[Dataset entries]
☆ ☆ ☆ ☆ ☆

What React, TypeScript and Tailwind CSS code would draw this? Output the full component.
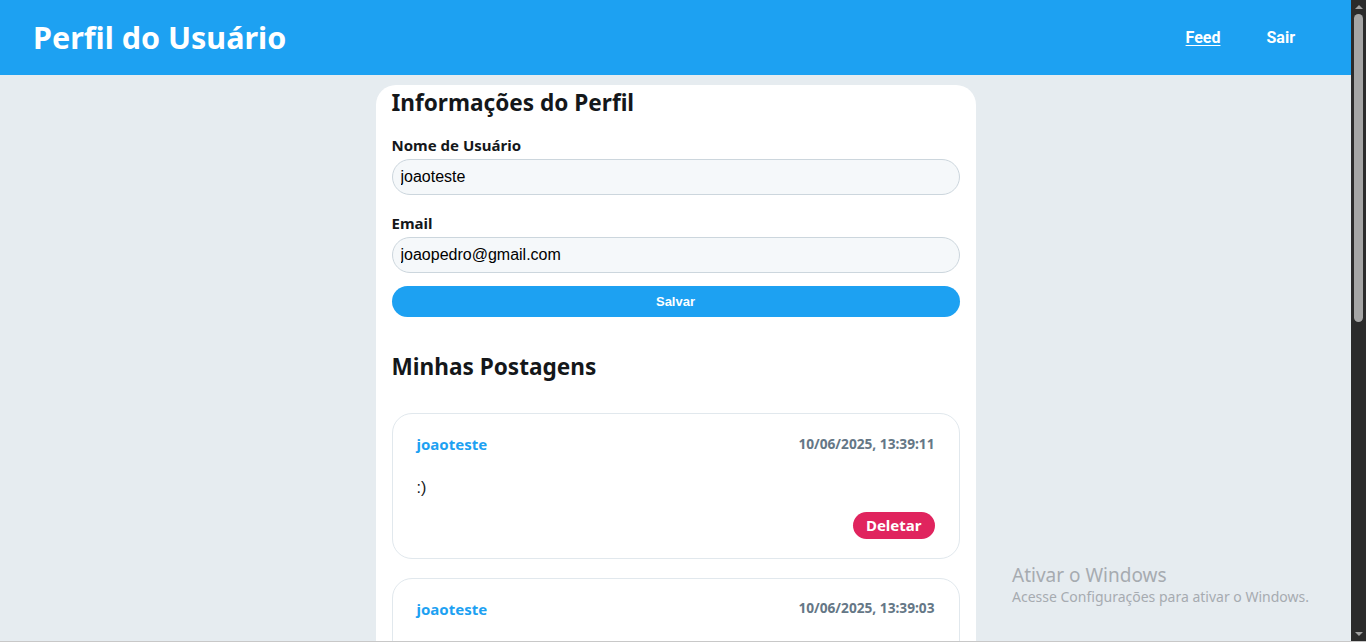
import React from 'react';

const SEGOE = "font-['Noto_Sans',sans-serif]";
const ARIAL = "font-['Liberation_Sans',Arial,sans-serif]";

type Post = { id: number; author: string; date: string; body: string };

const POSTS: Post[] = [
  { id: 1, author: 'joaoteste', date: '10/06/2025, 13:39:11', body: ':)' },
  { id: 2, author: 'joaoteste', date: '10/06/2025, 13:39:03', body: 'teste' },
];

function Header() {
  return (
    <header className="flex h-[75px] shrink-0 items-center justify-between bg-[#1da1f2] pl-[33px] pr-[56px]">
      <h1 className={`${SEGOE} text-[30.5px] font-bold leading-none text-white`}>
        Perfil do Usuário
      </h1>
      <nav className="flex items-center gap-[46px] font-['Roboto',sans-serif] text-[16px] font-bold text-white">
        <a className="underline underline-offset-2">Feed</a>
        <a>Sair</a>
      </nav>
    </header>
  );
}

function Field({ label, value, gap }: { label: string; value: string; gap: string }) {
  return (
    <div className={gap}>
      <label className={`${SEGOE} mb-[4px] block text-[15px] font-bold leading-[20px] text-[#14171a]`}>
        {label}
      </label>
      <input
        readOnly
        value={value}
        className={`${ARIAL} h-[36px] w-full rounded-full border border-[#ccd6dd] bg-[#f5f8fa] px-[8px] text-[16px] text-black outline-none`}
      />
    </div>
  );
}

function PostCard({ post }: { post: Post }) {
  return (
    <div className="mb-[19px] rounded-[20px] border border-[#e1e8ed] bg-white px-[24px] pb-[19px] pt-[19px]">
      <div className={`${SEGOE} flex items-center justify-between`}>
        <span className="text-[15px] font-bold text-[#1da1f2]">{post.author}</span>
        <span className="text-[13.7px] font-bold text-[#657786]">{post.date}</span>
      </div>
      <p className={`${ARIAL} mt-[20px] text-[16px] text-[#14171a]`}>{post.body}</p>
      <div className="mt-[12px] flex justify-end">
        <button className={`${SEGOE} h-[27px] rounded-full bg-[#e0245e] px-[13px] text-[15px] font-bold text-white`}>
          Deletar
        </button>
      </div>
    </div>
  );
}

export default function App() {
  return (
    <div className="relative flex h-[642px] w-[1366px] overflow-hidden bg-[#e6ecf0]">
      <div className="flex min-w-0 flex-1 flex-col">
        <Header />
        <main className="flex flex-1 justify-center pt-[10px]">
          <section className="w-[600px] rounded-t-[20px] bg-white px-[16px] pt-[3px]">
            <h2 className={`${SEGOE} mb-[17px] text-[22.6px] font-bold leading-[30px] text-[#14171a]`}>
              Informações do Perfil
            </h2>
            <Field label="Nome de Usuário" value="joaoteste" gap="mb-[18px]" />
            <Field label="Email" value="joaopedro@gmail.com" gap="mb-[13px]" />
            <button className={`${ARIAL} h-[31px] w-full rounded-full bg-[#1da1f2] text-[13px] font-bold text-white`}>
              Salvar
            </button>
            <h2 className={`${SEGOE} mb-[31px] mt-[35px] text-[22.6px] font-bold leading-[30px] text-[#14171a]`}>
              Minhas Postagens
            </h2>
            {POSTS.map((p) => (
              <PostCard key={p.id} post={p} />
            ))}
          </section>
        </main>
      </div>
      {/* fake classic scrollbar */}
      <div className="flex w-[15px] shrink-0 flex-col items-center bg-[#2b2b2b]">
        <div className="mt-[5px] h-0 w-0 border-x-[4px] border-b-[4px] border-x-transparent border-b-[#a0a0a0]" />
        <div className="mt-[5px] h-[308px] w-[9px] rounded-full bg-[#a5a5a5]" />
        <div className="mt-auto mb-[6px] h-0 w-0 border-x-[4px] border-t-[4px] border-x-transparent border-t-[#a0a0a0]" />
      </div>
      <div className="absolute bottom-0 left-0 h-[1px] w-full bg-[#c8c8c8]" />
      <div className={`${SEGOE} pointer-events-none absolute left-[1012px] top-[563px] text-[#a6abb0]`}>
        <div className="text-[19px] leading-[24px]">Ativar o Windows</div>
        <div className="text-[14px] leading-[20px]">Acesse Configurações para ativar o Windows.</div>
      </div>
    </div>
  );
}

☆ ☆ ☆ ☆ ☆

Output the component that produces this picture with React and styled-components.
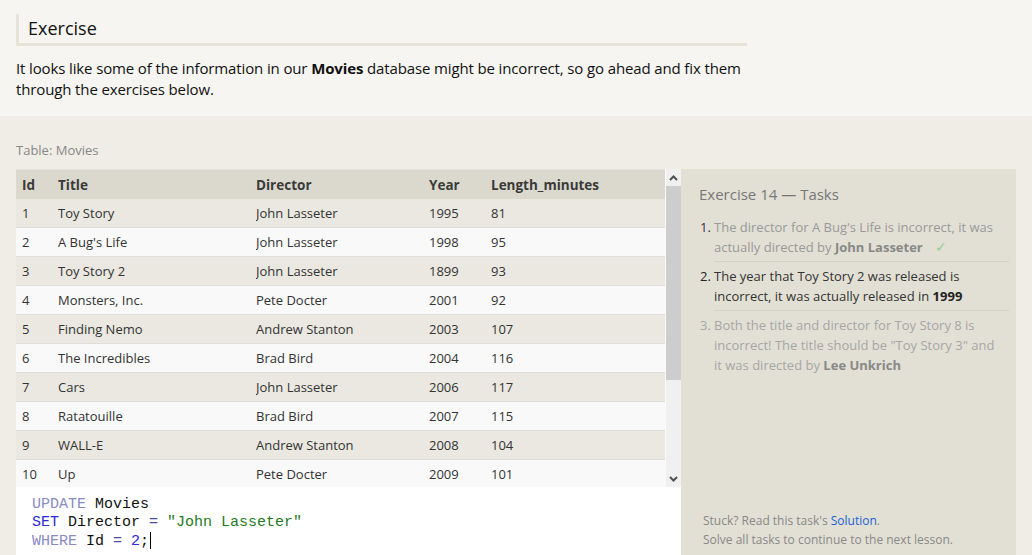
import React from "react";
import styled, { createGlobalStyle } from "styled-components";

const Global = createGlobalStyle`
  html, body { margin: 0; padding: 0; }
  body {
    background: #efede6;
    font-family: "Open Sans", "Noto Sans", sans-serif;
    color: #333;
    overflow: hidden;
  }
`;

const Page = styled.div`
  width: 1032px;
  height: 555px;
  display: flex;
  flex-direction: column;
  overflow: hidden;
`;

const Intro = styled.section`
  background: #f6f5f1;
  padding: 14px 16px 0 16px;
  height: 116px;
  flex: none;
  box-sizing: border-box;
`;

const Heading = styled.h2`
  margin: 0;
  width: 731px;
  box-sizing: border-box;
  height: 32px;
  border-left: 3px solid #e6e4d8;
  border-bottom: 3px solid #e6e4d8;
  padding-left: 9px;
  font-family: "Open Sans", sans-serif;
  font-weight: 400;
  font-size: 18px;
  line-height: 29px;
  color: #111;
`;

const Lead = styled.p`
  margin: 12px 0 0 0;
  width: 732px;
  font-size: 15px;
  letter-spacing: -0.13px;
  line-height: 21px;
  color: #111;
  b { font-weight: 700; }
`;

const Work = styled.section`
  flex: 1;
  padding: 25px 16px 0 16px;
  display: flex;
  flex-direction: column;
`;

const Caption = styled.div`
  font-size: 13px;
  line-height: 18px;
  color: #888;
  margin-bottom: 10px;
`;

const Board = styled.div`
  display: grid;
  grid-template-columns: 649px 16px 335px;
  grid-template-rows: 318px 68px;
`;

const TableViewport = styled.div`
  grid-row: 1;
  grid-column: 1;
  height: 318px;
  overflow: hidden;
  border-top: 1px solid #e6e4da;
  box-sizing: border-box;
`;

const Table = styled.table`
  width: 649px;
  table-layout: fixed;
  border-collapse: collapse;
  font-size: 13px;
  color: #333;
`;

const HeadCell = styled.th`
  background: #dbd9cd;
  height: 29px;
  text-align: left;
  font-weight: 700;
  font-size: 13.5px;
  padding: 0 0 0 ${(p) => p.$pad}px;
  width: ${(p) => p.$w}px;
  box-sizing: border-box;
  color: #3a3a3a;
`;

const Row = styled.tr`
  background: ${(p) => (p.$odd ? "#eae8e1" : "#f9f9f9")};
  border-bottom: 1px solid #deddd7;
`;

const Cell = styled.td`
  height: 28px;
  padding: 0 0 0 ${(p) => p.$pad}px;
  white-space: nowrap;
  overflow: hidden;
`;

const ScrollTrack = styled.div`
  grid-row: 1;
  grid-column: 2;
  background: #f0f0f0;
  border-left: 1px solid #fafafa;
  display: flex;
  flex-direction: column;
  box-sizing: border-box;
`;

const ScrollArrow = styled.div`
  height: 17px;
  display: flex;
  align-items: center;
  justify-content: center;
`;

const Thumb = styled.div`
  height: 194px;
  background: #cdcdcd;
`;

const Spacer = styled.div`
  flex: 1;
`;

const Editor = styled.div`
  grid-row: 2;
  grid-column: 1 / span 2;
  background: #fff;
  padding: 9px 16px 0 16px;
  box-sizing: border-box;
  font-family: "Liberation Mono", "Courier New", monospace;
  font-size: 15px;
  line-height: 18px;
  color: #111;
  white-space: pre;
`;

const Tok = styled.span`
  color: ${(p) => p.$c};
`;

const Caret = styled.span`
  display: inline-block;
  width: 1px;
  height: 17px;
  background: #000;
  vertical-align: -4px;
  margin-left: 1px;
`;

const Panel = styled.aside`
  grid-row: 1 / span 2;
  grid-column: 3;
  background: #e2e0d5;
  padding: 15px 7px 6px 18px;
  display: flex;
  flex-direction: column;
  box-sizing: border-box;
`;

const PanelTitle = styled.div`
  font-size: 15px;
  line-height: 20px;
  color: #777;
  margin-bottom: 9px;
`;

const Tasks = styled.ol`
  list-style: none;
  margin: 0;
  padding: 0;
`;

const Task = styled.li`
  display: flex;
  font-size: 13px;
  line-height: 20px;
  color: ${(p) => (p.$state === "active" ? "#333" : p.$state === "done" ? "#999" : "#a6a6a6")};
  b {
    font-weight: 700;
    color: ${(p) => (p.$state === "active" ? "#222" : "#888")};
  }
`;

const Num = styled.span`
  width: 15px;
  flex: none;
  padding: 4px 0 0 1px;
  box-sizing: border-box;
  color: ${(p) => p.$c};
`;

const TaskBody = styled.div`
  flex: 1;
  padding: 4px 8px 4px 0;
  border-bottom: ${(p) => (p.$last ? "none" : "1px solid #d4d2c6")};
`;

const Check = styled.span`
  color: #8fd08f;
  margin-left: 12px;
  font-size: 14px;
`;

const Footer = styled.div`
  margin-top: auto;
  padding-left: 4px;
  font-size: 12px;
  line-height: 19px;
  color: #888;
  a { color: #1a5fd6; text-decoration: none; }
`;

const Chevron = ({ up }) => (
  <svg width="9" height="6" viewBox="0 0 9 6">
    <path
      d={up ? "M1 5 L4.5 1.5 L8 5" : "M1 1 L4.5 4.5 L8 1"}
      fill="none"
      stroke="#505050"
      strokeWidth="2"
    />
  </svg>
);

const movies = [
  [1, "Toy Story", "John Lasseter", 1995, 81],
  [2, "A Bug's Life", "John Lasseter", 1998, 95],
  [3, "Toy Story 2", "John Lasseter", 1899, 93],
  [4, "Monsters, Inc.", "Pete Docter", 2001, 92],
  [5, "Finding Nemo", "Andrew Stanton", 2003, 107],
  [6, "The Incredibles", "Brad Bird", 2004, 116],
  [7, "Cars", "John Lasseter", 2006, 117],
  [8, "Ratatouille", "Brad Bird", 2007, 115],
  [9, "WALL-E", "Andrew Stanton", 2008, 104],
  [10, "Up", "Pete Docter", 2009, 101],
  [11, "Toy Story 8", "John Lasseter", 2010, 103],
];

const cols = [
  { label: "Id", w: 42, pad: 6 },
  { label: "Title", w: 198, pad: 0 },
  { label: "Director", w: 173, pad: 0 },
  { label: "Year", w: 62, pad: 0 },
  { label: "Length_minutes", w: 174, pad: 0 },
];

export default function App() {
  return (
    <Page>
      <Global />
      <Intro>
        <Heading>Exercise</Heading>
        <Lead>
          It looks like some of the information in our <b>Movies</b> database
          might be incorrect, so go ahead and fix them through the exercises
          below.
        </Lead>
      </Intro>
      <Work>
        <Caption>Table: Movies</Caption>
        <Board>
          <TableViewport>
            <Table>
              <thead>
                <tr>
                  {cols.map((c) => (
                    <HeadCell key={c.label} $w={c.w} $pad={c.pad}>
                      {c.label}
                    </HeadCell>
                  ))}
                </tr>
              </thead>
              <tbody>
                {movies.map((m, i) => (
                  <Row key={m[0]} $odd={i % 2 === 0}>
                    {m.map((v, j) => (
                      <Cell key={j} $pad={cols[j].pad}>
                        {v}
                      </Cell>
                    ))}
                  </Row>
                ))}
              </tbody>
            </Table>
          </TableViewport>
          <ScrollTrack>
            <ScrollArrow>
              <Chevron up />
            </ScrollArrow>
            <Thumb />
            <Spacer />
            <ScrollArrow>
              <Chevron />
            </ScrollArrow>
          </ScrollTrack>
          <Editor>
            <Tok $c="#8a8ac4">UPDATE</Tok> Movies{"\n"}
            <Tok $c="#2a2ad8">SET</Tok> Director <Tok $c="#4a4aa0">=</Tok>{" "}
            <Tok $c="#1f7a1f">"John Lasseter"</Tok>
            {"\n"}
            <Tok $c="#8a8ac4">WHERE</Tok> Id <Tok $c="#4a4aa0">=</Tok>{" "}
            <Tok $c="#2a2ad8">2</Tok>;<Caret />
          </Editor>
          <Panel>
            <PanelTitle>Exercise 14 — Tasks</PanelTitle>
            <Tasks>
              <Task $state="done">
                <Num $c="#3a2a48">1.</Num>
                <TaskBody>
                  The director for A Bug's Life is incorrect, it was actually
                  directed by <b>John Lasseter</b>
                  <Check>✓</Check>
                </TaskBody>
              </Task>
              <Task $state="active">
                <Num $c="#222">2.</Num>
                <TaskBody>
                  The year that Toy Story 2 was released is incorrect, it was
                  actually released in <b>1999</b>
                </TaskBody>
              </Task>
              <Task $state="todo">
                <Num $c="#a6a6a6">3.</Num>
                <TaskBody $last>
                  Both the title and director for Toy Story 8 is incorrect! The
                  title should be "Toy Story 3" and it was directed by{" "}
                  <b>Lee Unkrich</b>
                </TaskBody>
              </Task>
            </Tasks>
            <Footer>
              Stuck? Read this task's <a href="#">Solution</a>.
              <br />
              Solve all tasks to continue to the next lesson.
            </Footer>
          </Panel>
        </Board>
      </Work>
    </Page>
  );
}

☆ ☆ ☆ ☆ ☆

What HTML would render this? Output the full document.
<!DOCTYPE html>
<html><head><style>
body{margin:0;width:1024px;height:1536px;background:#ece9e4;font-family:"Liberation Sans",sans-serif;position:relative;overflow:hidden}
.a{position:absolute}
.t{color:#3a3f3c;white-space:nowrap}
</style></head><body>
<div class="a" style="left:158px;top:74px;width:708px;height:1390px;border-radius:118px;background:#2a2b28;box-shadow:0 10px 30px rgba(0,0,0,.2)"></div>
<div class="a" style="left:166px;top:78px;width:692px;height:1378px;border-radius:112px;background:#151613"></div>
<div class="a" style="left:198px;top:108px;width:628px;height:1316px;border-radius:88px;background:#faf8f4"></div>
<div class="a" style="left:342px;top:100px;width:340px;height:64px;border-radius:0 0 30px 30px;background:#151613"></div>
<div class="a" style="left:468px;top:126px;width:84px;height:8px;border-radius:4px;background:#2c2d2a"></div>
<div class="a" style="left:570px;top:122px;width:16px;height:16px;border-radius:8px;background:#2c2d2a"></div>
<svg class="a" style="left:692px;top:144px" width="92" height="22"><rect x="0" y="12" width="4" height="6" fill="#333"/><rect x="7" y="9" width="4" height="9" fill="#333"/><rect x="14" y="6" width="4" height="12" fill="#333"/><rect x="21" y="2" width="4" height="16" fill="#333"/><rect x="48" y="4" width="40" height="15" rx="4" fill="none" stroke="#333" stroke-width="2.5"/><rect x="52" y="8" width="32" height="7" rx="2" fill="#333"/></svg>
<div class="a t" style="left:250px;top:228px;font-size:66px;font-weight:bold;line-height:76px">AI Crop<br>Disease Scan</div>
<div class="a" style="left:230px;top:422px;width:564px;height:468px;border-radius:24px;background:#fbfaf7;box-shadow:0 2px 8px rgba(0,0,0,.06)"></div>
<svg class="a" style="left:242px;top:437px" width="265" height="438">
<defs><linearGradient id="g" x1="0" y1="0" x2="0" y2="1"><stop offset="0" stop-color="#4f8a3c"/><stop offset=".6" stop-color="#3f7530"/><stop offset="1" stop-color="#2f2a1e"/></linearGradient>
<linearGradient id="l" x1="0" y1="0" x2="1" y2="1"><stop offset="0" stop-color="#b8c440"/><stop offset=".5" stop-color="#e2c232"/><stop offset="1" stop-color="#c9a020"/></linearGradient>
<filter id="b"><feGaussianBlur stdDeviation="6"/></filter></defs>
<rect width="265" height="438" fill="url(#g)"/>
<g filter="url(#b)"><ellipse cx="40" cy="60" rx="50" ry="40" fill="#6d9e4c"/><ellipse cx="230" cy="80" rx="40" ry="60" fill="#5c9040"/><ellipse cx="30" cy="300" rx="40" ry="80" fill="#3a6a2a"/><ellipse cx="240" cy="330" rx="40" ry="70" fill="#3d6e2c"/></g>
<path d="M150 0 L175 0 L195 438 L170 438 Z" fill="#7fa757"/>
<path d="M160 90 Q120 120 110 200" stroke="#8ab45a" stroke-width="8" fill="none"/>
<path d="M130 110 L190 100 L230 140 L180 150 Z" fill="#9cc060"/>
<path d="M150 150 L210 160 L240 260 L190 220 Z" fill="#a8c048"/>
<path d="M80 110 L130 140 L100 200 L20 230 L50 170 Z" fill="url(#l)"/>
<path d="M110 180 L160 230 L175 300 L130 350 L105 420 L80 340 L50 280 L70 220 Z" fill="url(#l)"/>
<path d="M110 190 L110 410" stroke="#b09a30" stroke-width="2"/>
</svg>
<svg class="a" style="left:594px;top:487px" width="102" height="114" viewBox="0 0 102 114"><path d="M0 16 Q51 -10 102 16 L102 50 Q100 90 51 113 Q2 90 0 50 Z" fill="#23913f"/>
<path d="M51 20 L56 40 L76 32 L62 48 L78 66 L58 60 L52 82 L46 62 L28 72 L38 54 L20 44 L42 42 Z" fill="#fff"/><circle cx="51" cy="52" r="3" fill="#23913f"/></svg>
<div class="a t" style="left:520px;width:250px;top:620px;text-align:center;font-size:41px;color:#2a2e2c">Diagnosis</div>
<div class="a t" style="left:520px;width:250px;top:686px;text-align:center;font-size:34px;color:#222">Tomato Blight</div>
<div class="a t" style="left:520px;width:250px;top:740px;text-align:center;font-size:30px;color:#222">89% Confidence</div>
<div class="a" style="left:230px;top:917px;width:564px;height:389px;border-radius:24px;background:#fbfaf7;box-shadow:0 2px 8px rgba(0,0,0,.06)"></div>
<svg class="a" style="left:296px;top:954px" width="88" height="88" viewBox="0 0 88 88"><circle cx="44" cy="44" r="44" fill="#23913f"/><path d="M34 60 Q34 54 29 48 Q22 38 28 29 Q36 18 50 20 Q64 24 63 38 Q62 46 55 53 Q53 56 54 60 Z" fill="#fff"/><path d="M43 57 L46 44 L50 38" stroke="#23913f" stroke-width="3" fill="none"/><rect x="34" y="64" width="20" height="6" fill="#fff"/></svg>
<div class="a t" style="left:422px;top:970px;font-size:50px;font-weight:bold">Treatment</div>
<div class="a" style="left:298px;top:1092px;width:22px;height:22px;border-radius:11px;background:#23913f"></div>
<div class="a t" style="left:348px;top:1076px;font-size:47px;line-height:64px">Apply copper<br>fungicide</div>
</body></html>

☆ ☆ ☆ ☆ ☆

Given task:
Find the string "this" in the records, then copy each line where it occurs.

Completed task:
What React, TypeScript and Tailwind CSS code would draw this? Output the full component.
Output the component that produces this picture with React and styled-components.
              Stuck? Read this task's <a href="#">Solution</a>.
What HTML would render this? Output the full document.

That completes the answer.